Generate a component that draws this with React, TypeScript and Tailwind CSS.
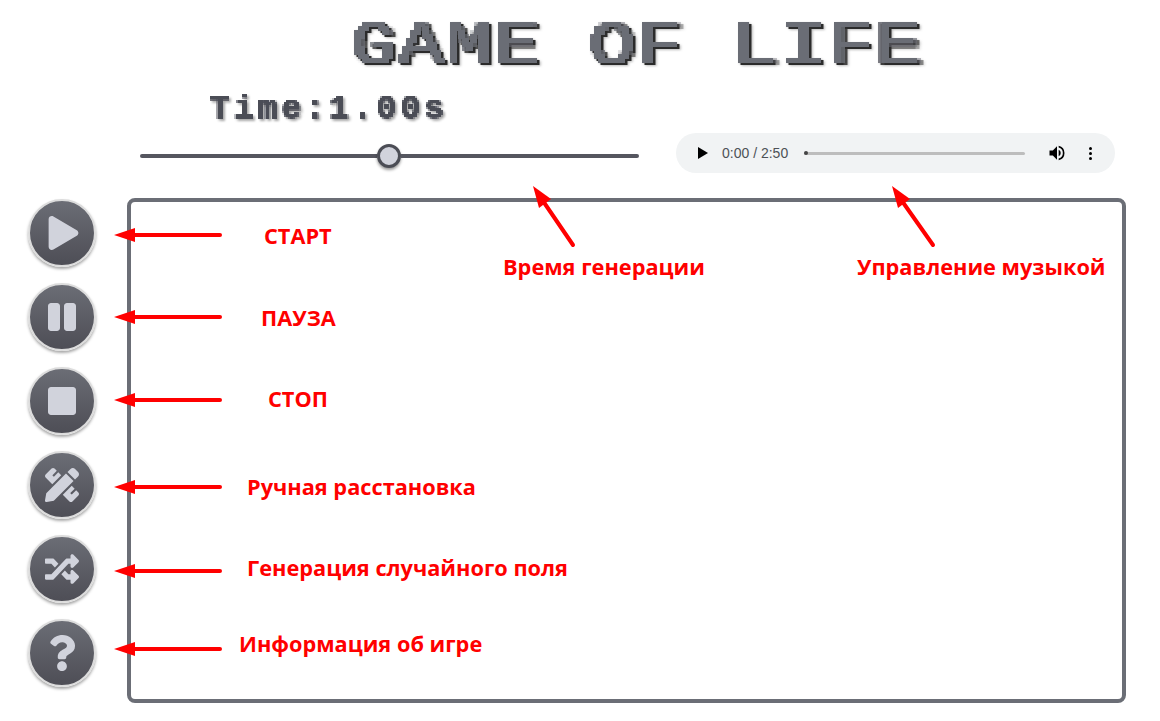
import { FaPlay, FaPause, FaStop, FaPencilRuler, FaRandom, FaQuestion } from 'react-icons/fa';

const buttons = [
  { name: 'play', icon: <FaPlay className="w-[31px] h-[34px] ml-[3px]" /> },
  { name: 'pause', icon: <FaPause className="w-[32px] h-[32px]" /> },
  { name: 'stop', icon: <FaStop className="w-[32px] h-[32px]" /> },
  { name: 'manual', icon: <FaPencilRuler className="w-[34px] h-[34px]" /> },
  { name: 'random', icon: <FaRandom className="w-[34px] h-[34px]" /> },
  { name: 'info', icon: <FaQuestion className="w-[32px] h-[36px]" /> },
];

const arrowRows = [235, 317, 400, 487, 571, 649];

function Arrows() {
  return (
    <svg className="absolute inset-0 pointer-events-none" width="1160" height="721" viewBox="0 0 1160 721">
      {arrowRows.map((y) => (
        <g key={y}>
          <line x1="130" y1={y} x2="220" y2={y} stroke="#ff0000" strokeWidth="4" strokeLinecap="round" />
          <polygon points={`114,${y} 135,${y - 7} 135,${y + 7}`} fill="#ff0000" />
        </g>
      ))}
      <line x1="543" y1="201" x2="573" y2="245" stroke="#ff0000" strokeWidth="4" strokeLinecap="round" />
      <polygon points="533,186 551,199 539,208" fill="#ff0000" />
      <line x1="902" y1="201" x2="933" y2="245" stroke="#ff0000" strokeWidth="4" strokeLinecap="round" />
      <polygon points="892,186 910,199 898,208" fill="#ff0000" />
    </svg>
  );
}

function Label({ className, children }: { className: string; children: string }) {
  return (
    <span className={`absolute whitespace-nowrap font-bold text-[#ff0000] text-[21.75px] leading-[28px] font-['Open_Sans',sans-serif] ${className}`}>
      {children}
    </span>
  );
}

export default function App() {
  return (
    <div className="relative w-[1160px] h-[721px] overflow-hidden bg-white font-['Liberation_Sans',sans-serif]">
      {/* blocky look for the title text */}
      <svg className="absolute w-0 h-0">
        <filter id="pixel4" x="0" y="0" width="100%" height="100%">
          <feFlood x="2" y="2" width="1" height="1" />
          <feComposite width="4" height="4" />
          <feTile result="grid" />
          <feComposite in="SourceGraphic" in2="grid" operator="in" />
          <feMorphology operator="dilate" radius="2" />
        </filter>
        <filter id="pixel2" x="0" y="0" width="100%" height="100%">
          <feFlood x="1" y="1" width="1" height="1" />
          <feComposite width="2" height="2" />
          <feTile result="grid" />
          <feComposite in="SourceGraphic" in2="grid" operator="in" />
          <feMorphology operator="dilate" radius="1" />
        </filter>
      </svg>

      <header className="flex justify-center pl-[112px] h-[88px] pt-[14px]">
        <div className="scale-x-[1.25] [filter:drop-shadow(2px_2px_0_#2b2b2b)_drop-shadow(1px_1px_1px_#bbbbbb)]">
          <h1 className="[filter:url(#pixel4)] font-['Liberation_Mono',monospace] font-normal text-[62px] leading-[66px] tracking-[1px] text-[#6b6d75] whitespace-pre">
            GAME OF LIFE
          </h1>
        </div>
      </header>

      <div className="flex items-start pl-[140px]">
        <div className="w-[499px] flex flex-col">
          <div className="pl-[70px] h-[42px] pt-[2px] [filter:drop-shadow(2px_2px_1px_#aaaaaa)]">
            <span className="[filter:url(#pixel2)] inline-block font-['Liberation_Mono',monospace] font-bold text-[33px] leading-[40px] tracking-[4px] text-[#4b4d57] whitespace-pre">
              Time:1.00s
            </span>
          </div>
          <div className="flex items-center h-[26px] mt-[13px]">
            <div className="h-[4px] w-[237px] rounded-l-full bg-[#55565f]" />
            <div className="w-[24px] h-[24px] shrink-0 rounded-full bg-[#d1d3dc] border-[3px] border-[#4b4d55] shadow-[0_2px_3px_rgba(0,0,0,0.4)]" />
            <div className="h-[4px] flex-1 rounded-r-full bg-[#55565f]" />
          </div>
        </div>

        <div className="ml-[37px] mt-[45px] w-[439px] h-[40px] rounded-full bg-[#f1f3f4] flex items-center pl-[21px]">
          <svg width="12" height="14" viewBox="0 0 12 14">
            <path d="M1 1 L11 7 L1 13 Z" fill="#000000" />
          </svg>
          <span className="ml-[13px] pt-[1px] text-[14px] text-[#4d5156] whitespace-nowrap">0:00 / 2:50</span>
          <div className="relative ml-[16px] w-[221px] h-[3px] rounded-full bg-[#bdbdbd]">
            <div className="absolute left-0 top-[-0.5px] w-[4px] h-[4px] rounded-full bg-[#444444]" />
          </div>
          <svg className="ml-[22px]" width="20" height="20" viewBox="0 0 24 24">
            <path
              fill="#000000"
              d="M3 9v6h4l5 5V4L7 9H3zm13.5 3A4.5 4.5 0 0 0 14 7.97v8.05A4.5 4.5 0 0 0 16.5 12zM14 3.23v2.06a7 7 0 0 1 0 13.42v2.06a9 9 0 0 0 0-17.54z"
            />
          </svg>
          <div className="ml-[22px] flex flex-col gap-[2px]">
            <div className="w-[3px] h-[3px] rounded-full bg-black" />
            <div className="w-[3px] h-[3px] rounded-full bg-black" />
            <div className="w-[3px] h-[3px] rounded-full bg-black" />
          </div>
        </div>
      </div>

      <main className="flex items-start pl-[28px] mt-[25px]">
        <div className="flex flex-col gap-[16px] w-[69px] pt-[1px]">
          {buttons.map((b) => (
            <button
              key={b.name}
              aria-label={b.name}
              className="w-[68px] h-[68px] rounded-full flex items-center justify-center text-[#d1d3dc] bg-gradient-to-b from-[#6b6d75] to-[#4e4e56] border-[2px] border-[#dcdcdc] shadow-[0_2px_3px_rgba(0,0,0,0.35)]"
            >
              {b.icon}
            </button>
          ))}
        </div>
        <div className="ml-[30px] w-[999px] h-[505px] rounded-[8px] border-[4px] border-[#6b6e76] bg-white" />
      </main>

      <Arrows />

      <Label className="left-[264px] top-[222px]">СТАРТ</Label>
      <Label className="left-[261px] top-[304px]">ПАУЗА</Label>
      <Label className="left-[268px] top-[385px]">СТОП</Label>
      <Label className="left-[247px] top-[473px]">Ручная расстановка</Label>
      <Label className="left-[247px] top-[554px]">Генерация случайного поля</Label>
      <Label className="left-[239px] top-[630px]">Информация об игре</Label>
      <Label className="left-[503px] top-[253px]">Время генерации</Label>
      <Label className="left-[857px] top-[253px]">Управление музыкой</Label>
    </div>
  );
}
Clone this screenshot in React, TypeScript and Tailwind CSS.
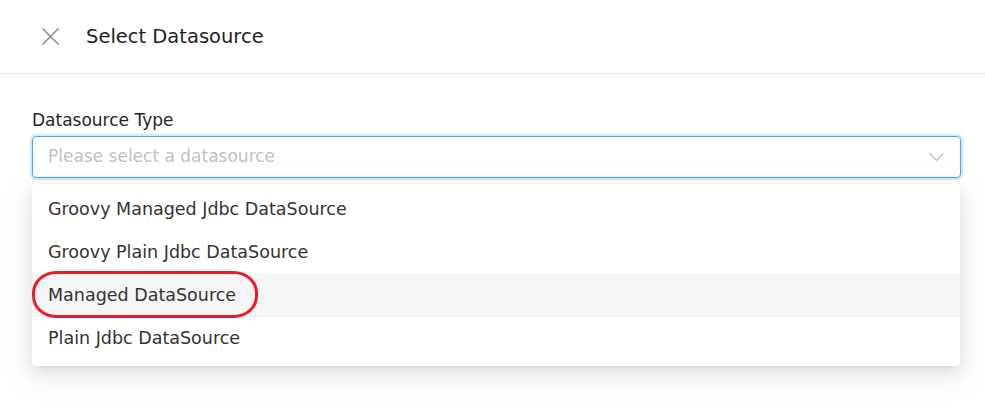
import React from 'react';

const options = [
  'Groovy Managed Jdbc DataSource',
  'Groovy Plain Jdbc DataSource',
  'Managed DataSource',
  'Plain Jdbc DataSource',
];

export default function App() {
  return (
    <div className="w-[985px] h-[412px] bg-white overflow-hidden text-[#262626]" style={{ fontFamily: '"DejaVu Sans", sans-serif' }}>
      {/* header */}
      <div className="h-[74px] flex items-center border-b border-[#ebebeb] pl-[41px]">
        <svg width="19" height="19" viewBox="0 0 19 19" className="text-[#8c8c8c]">
          <path d="M1.5 1.5 L17.5 17.5 M17.5 1.5 L1.5 17.5" stroke="currentColor" strokeWidth="1.6" />
        </svg>
        <span className="ml-[26px] text-[19.5px] text-[#1f1f1f]">Select Datasource</span>
      </div>

      <div className="pl-[32px] pr-[24px] pt-[34px] relative">
        <div className="text-[17px] leading-[24px] text-[#262626]">Datasource Type</div>
        <div className="mt-[4px] h-[42px] rounded-[4px] border border-[#40a9ff] shadow-[0_0_0_2px_rgba(24,144,255,0.2)] flex items-center justify-between pl-[15px] pr-[16px]">
          <span className="text-[17px] text-[#bfbfbf]">Please select a datasource</span>
          <svg width="15" height="10" viewBox="0 0 15 10" className="text-[#bfbfbf]">
            <path d="M1 1.5 L7.5 8.5 L14 1.5" fill="none" stroke="currentColor" strokeWidth="1.4" />
          </svg>
        </div>

        {/* dropdown */}
        <div className="mt-[6px] mr-[1px] bg-white rounded-[4px] pt-[4px] pb-[6px] shadow-[0_3px_6px_-4px_rgba(0,0,0,0.12),0_6px_16px_0_rgba(0,0,0,0.08),0_9px_28px_8px_rgba(0,0,0,0.05)]">
          {options.map((o, i) => (
            <div
              key={o}
              className={`h-[43px] flex items-center px-[16px] text-[17.5px] text-[#333333] ${i === 2 ? 'bg-[#f5f5f5] relative' : ''}`}
            >
              {o}
              {i === 2 && (
                <div className="absolute left-0 top-[-3px] w-[226px] h-[47px] border-[3px] border-[#ed1c24] rounded-[24px/22px]" />
              )}
            </div>
          ))}
        </div>
      </div>
    </div>
  );
}
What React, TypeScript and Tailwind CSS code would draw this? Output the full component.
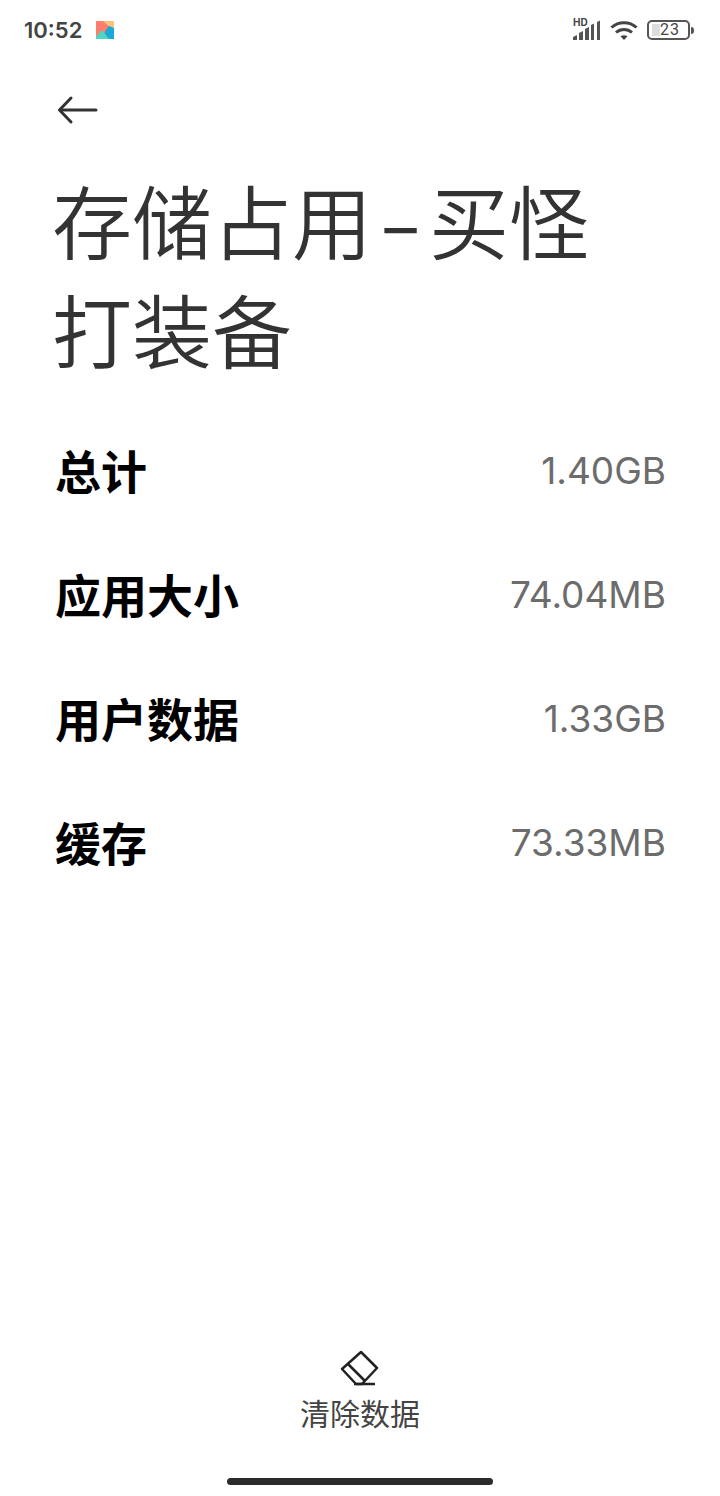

▸ Task directions:
Using the material above, count the lines containing the word "component". Reply with the number alone.

▸ Exercise output:
2